A Dope-y Policy
A new General Accounting Office report on U.S.-sponsored antidrug activities in Colombia and Bolivia admits that these efforts have failed. During 1987 and '88, federal agencies spent about $75 million in these countries—collectively the source of 90 percent of the cocaine consumed in the United States.
The GAO report concludes: "U.S.-supported crop control, enforcement, and interdiction efforts in Colombia and Bolivia have not produced major reductions in coca and marijuana production and trafficking, and it is questionable whether major reductions will be achieved in the near future." Since 1985, says the report, the amount of land in Colombia devoted to growing marijuana has increased by 50 percent, and the amount growing coca has doubled.
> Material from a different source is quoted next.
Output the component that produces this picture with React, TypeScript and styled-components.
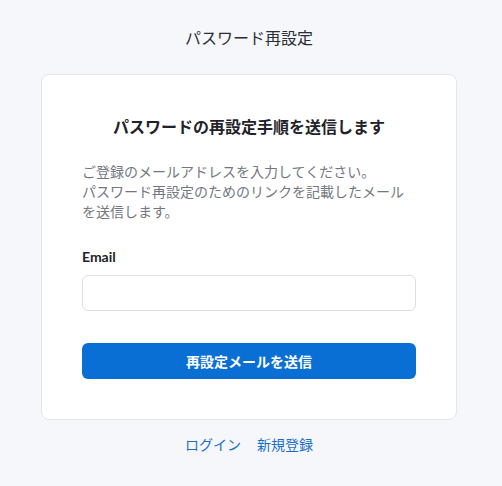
import * as React from 'react';
import styled, { createGlobalStyle } from 'styled-components';

const GlobalStyle = createGlobalStyle`
  html, body {
    margin: 0;
    padding: 0;
    background: #f6f7fb;
  }
  body {
    font-family: Lato, "Noto Sans CJK JP", sans-serif;
    color: #1f2329;
  }
  * {
    box-sizing: border-box;
  }
`;

const Page = styled.div`
  min-height: 486px;
  padding: 28px 45px 0 41px;
  display: flex;
  flex-direction: column;
  align-items: stretch;
`;

const PageTitle = styled.h1`
  margin: 0 0 26px;
  font-size: 16px;
  line-height: 20px;
  font-weight: 400;
  text-align: center;
  color: #2a2e34;
`;

const Card = styled.div`
  background: #ffffff;
  border: 1px solid #e4e6eb;
  border-radius: 8px;
  padding: 41px 40px 40px;
  display: flex;
  flex-direction: column;
`;

const Heading = styled.h2`
  margin: 0 0 24px;
  font-size: 16px;
  line-height: 22px;
  font-weight: 700;
  text-align: center;
  color: #1f2329;
`;

const Description = styled.p`
  margin: 0 0 26px;
  font-size: 14px;
  line-height: 20px;
  color: #737880;
`;

const Label = styled.label`
  display: block;
  margin-bottom: 9px;
  font-size: 14px;
  line-height: 18px;
  font-weight: 700;
  color: #1f2329;
`;

const Input = styled.input`
  display: block;
  width: 100%;
  height: 36px;
  padding: 0 12px;
  border: 1px solid #dcdfe4;
  border-radius: 6px;
  font-family: inherit;
  font-size: 14px;
  background: #fff;
  outline: none;
`;

const SubmitButton = styled.button`
  margin-top: 32px;
  width: 100%;
  height: 36px;
  border: none;
  border-radius: 6px;
  background: #0a6fd5;
  color: #ffffff;
  font-family: inherit;
  font-size: 14px;
  font-weight: 700;
  cursor: pointer;
`;

const Links = styled.nav`
  margin-top: 15px;
  display: flex;
  justify-content: center;
  gap: 16px;
  font-size: 14px;
  line-height: 20px;
`;

const Link = styled.a`
  color: #1c6fc8;
  text-decoration: none;
`;

export default function App(): JSX.Element {
  return (
    <>
      <GlobalStyle />
      <Page>
        <PageTitle>パスワード再設定</PageTitle>
        <Card>
          <Heading>パスワードの再設定手順を送信します</Heading>
          <Description>
            ご登録のメールアドレスを入力してください。
            <br />
            パスワード再設定のためのリンクを記載したメール
            <br />
            を送信します。
          </Description>
          <Label htmlFor="email">Email</Label>
          <Input id="email" type="email" />
          <SubmitButton type="button">再設定メールを送信</SubmitButton>
        </Card>
        <Links>
          <Link href="#">ログイン</Link>
          <Link href="#">新規登録</Link>
        </Links>
      </Page>
    </>
  );
}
An estimated 70,000 families in Bolivia grow coca, up from 15,000 in 1978. "The availability and purity of cocaine in the United States has steadily increased since 1981, while at the same time, the wholesale and retail prices have steadily declined."
The report also notes the unsuccessful war against drugs has had nonmonetary costs. Drug traffickers have responded to interdiction efforts by bribing soldiers in the Colombian army and Bolivian anti-drug units, murdering journalists and government officials who oppose them, and forming alliances with antigovernment guerrillas.
Aside from some rather meaningless rhetorical recommendations—the United States should "request the government of Colombia to use all of its resources, including its military force, more effectively in the fight against drug production and trafficking"—the report offers few concrete suggestions. Indeed, most of its proposals aim to improve information about what happens to U.S. funds after they are given to authorities in these countries.